French composer Eliane Radigue created her very first work for a purely acoustic instrument for Curtis, "Naldjorlak I,"(2005) which Curtis has performed scores of times throughout the world. Radigue’s Naldjorlak  is a nearly hour-long, continuous exploration of the acoustical properties of the cello, centered around a tuning of the cello to its own intrinsic resonance. All of the strings are brought into alignment with the cello’s “wolf tone”; the entire corpus of the cello is engaged to elicit a complex, closely related spectrum of harmonics and resonances.

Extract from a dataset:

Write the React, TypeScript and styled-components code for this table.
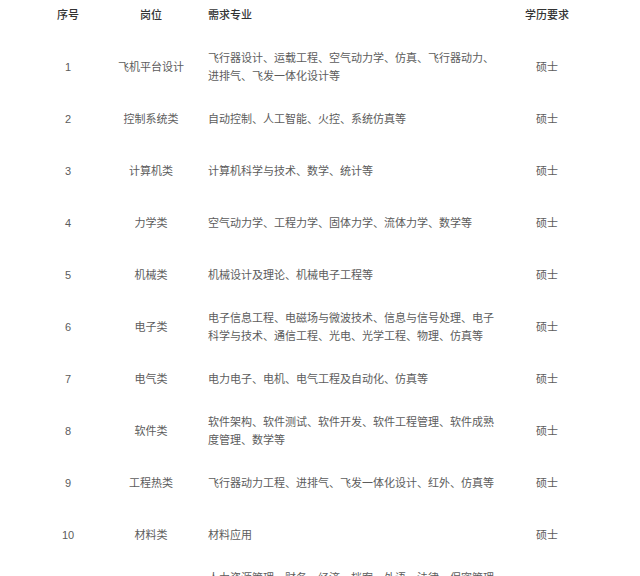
import styled, { createGlobalStyle } from 'styled-components';

const GlobalStyle = createGlobalStyle`
  html, body {
    margin: 0;
    padding: 0;
    background: #ffffff;
  }
  body {
    font-family: 'Liberation Sans', 'Noto Sans CJK SC', sans-serif;
    -webkit-font-smoothing: antialiased;
  }
`;

const StyledTable = styled.div`
  width: 640px;
  height: 576px;
  overflow: hidden;
  padding-left: 40px;
  box-sizing: border-box;
  font-size: 11px;
  line-height: 18px;
`;

const StyledRow = styled.div<{ header?: boolean }>`
  display: grid;
  grid-template-columns: 56px 110px 290px 102px;
  align-items: center;
  height: ${({ header }) => (header ? 30 : 52)}px;
  margin-bottom: ${({ header }) => (header ? 11 : 0)}px;
  color: ${({ header }) => (header ? '#333333' : '#5c5c5c')};
  font-weight: ${({ header }) => (header ? 500 : 400)};
`;

const StyledCell = styled.div<{ left?: boolean }>`
  text-align: ${({ left }) => (left ? 'left' : 'center')};
  padding-left: ${({ left }) => (left ? 2 : 0)}px;
  word-break: break-all;
`;

const rows = [
  { no: '1', post: '飞机平台设计', major: '飞行器设计、运载工程、空气动力学、仿真、飞行器动力、进排气、飞发一体化设计等' },
  { no: '2', post: '控制系统类', major: '自动控制、人工智能、火控、系统仿真等' },
  { no: '3', post: '计算机类', major: '计算机科学与技术、数学、统计等' },
  { no: '4', post: '力学类', major: '空气动力学、工程力学、固体力学、流体力学、数学等' },
  { no: '5', post: '机械类', major: '机械设计及理论、机械电子工程等' },
  { no: '6', post: '电子类', major: '电子信息工程、电磁场与微波技术、信息与信号处理、电子科学与技术、通信工程、光电、光学工程、物理、仿真等' },
  { no: '7', post: '电气类', major: '电力电子、电机、电气工程及自动化、仿真等' },
  { no: '8', post: '软件类', major: '软件架构、软件测试、软件开发、软件工程管理、软件成熟度管理、数学等' },
  { no: '9', post: '工程热类', major: '飞行器动力工程、进排气、飞发一体化设计、红外、仿真等' },
  { no: '10', post: '材料类', major: '材料应用' },
  { no: '11', post: '综合管理类', major: '人力资源管理、财务、经济、档案、外语、法律、保密管理等' },
];

export default function App() {
  return (
    <>
      <GlobalStyle />
      <StyledTable>
        <StyledRow header>
          <StyledCell>序号</StyledCell>
          <StyledCell>岗位</StyledCell>
          <StyledCell left>需求专业</StyledCell>
          <StyledCell>学历要求</StyledCell>
        </StyledRow>
        {rows.map((r) => (
          <StyledRow key={r.no}>
            <StyledCell>{r.no}</StyledCell>
            <StyledCell>{r.post}</StyledCell>
            <StyledCell left>{r.major}</StyledCell>
            <StyledCell>硕士</StyledCell>
          </StyledRow>
        ))}
      </StyledTable>
    </>
  );
}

Naldjorlak I, II, III, Charles Curtis Carol Robinson, Bruno Martinez , composed by Elaine Radigue 

More recently "Naldjorlak III" and "Occam V" part of the ongoing series "Occam River" have been developed collaboratively with Curtis. 

Artist and performer Alison Knowles created a unique graphic score for Curtis which has been realized in galleries and alternative settings.



These, along with the monumental works of La Monte Young and rarely-heard pieces by Terry Jennings, Richard Maxfield and Morton Feldman, have been championed by Curtis through regular performances and recordings. In 2005 Curtis presented "Waking States," a series of seven concerts in fifteen days at various New York venues of music by Young and Zazeela, Lucier, Radigue, Jennings and Feldman.


Solo concerts in the last few years have taken him to Christchurch Spitalfields London, the Auditorium of the Louvre in Paris, the Hebbel-Theater in Berlin, the Kampnagelfabrik in Hamburg, Issue Project Room in New York, the RedCat at Disney Hall in Los Angeles, and to festivals, museums and alternative spaces in Norway, Belgium, the Netherlands, Austria, Latvia, Estonia, the Czech Republic, Spain, Italy, Slovenia, Switzerland and Canada.


Cello and Orchestra, for cello & orchestra (1972). Robert Cohen, cello
New World Symphony Orchestra. Michael Tilson Thomas


 Each summer Curtis performs and teaches in the La Monte Young - Marian Zazeela permanent installation at Kunst im Regenbogenstadl, Polling, Bavaria.